Sirkis / Bialas IQ — Our New Earth
(Moonjune MJR099, 2019, CD / DL)
by Peter Thelen, Published 2019-12-04
Asaf Sirkis is an Israeli born drummer, composer and bandleader, now resident in the United Kingdom. He has played with Gilad Atzmon and his Orient House Ensemble, his own Asaf Sirkis Trio, albums by Tim Garland, Nicolas Meier, Mark Wingfield, Dwiki Dharmawan, and Dušan Jevtović, as well as The Stone House (with Wingfield, Markus Reuter, Yaron Stavi) and its follow up Lighthouse (minus Stavi), many of these releases have been covered in Exposé in recent years. For Polish vocalist and composer Sylwia Bialas, this seems to be her main gig, also playing waterphone and konnakol vocalizing. The rest of the IQ (International Quartet) includes bassist Kevin Glasgow and piano and keyboard player Frank Harrison. To call the music on Our New Earth ‘vocal jazz’ would be tecnically correct, but somewhat of an oversimplification, as every member brings a rich tapestry of worldwide influences to the music at hand.

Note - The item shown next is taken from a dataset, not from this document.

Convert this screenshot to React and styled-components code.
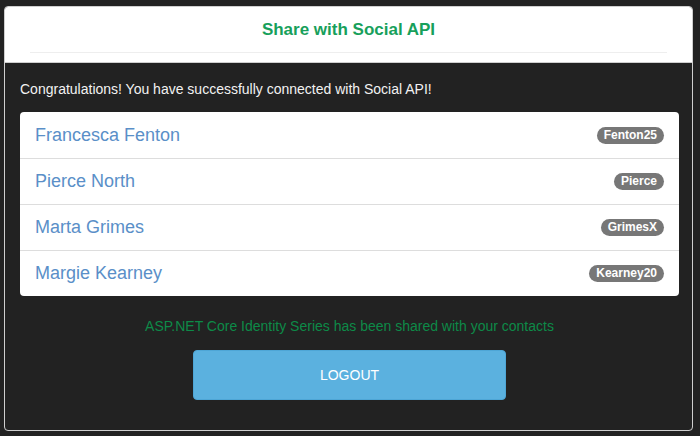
import React from 'react'
import styled, { createGlobalStyle } from 'styled-components'

const GlobalStyle = createGlobalStyle`
  html, body {
    margin: 0;
    padding: 0;
    background: #222222;
    font-family: "Liberation Sans", Arial, sans-serif;
  }
`;

const Page = styled.div`
  padding: 6px 7px 5px 4px;
`;

const Panel = styled.section`
  border: 1px solid #cfcfcf;
  border-radius: 4px;
  overflow: hidden;
  background: #222222;
`;

const PanelHeader = styled.header`
  background: #ffffff;
  height: 56px;
  box-sizing: border-box;
  padding: 13px 25px 0;
  border-bottom: 1px solid #cfcfcf;
`;

const Title = styled.h2`
  margin: 0;
  text-align: center;
  font-size: 17px;
  line-height: 20px;
  font-weight: bold;
  color: #17a05b;
`;

const Rule = styled.hr`
  margin: 12px 0 0;
  border: 0;
  border-top: 1px solid #eeeeee;
`;

const PanelBody = styled.div`
  padding: 16px 13px 30px 15px;
  display: flex;
  flex-direction: column;
  align-items: stretch;
`;

const Intro = styled.p`
  margin: 0 0 13px;
  color: #f2f2f2;
  font-size: 14px;
  line-height: 20px;
`;

const ContactList = styled.ul`
  list-style: none;
  margin: 0;
  padding: 0;
  background: #ffffff;
  border-radius: 4px;
`;

const ContactItem = styled.li`
  height: 46px;
  box-sizing: border-box;
  display: flex;
  align-items: center;
  justify-content: space-between;
  padding: 0 15px;
  border-top: ${p => (p.$first ? 'none' : '1px solid #dddddd')};
`;

const Name = styled.span`
  font-size: 18px;
  color: #5a8fc8;
`;

const Badge = styled.span`
  background: #777777;
  color: #ffffff;
  font-size: 12px;
  font-weight: bold;
  line-height: 17px;
  padding: 0 7px;
  border-radius: 10px;
`;

const SharedNote = styled.p`
  margin: 20px 0 14px;
  text-align: center;
  color: #0d8a48;
  font-size: 14px;
  line-height: 20px;
`;

const LogoutButton = styled.button`
  align-self: center;
  width: 313px;
  height: 50px;
  border: 1px solid #4ea6d6;
  border-radius: 4px;
  background: #5bb1df;
  color: #ffffff;
  font-family: "Liberation Sans", Arial, sans-serif;
  font-size: 14px;
  cursor: pointer;
`;

const contacts = [
  { name: 'Francesca Fenton', handle: 'Fenton25' },
  { name: 'Pierce North', handle: 'Pierce' },
  { name: 'Marta Grimes', handle: 'GrimesX' },
  { name: 'Margie Kearney', handle: 'Kearney20' },
];

const App = () => {
  return (
    <>
      <GlobalStyle />
      <Page>
        <Panel>
          <PanelHeader>
            <Title>Share with Social API</Title>
            <Rule />
          </PanelHeader>
          <PanelBody>
            <Intro>Congratulations! You have successfully connected with Social API!</Intro>
            <ContactList>
              {contacts.map((c, i) => (
                <ContactItem key={c.handle} $first={i === 0}>
                  <Name>{c.name}</Name>
                  <Badge>{c.handle}</Badge>
                </ContactItem>
              ))}
            </ContactList>
            <SharedNote>ASP.NET Core Identity Series has been shared with your contacts</SharedNote>
            <LogoutButton>LOGOUT</LogoutButton>
          </PanelBody>
        </Panel>
      </Page>
    </>
  )
}

export default App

This is a double CD release, coming five years to the month after their 2014 debut Come to Me, which also featured Harrison, but a different bassist. Within the fabric of their sound one hears the obvious jazz of course, but also Polish folk, modern classical music, Middle Eastern sounds, and South Indian music (most evident on the disc two opener “Rooting,” the amazing eleven-plus minute title track, and “Picture from a Polish Wood,” which use konnakol vocalizing techniques). On “Rooting” she also provides some beautiful overtone singing. Bialas is certainly the star here, her voice is at once controlled and powerful, and at times joyous and acrobatic, sometimes double-tracked with harmonies, but not obviously so. She sings most often in her native Polish, or if not, just wordless vocalizing (scat) which offers a melodic instrument that in jazz might normally be provided by sax or other wind instrument. The amazing disc one opener “If Pegasus Had One Wing, He Would Fly in Spirals” has an overall sound reminiscent of Canterbury artists like Hatfield and the North. Bialas’ voice soars overhead like a soft summer breeze with beautiful harmonies and Harrison’s lengthy piano solo intertwining on “Message from the Blue Bird.” The opening section of “Spooky Action in the Distance” is a wildly eclectic and experimental passage for voice, waterphone, and percussion before the whole band comes in at around the three minute mark. Hardly a moment goes by anywhere across these two discs where the combination of sounds and vocals are nothing short of stunning.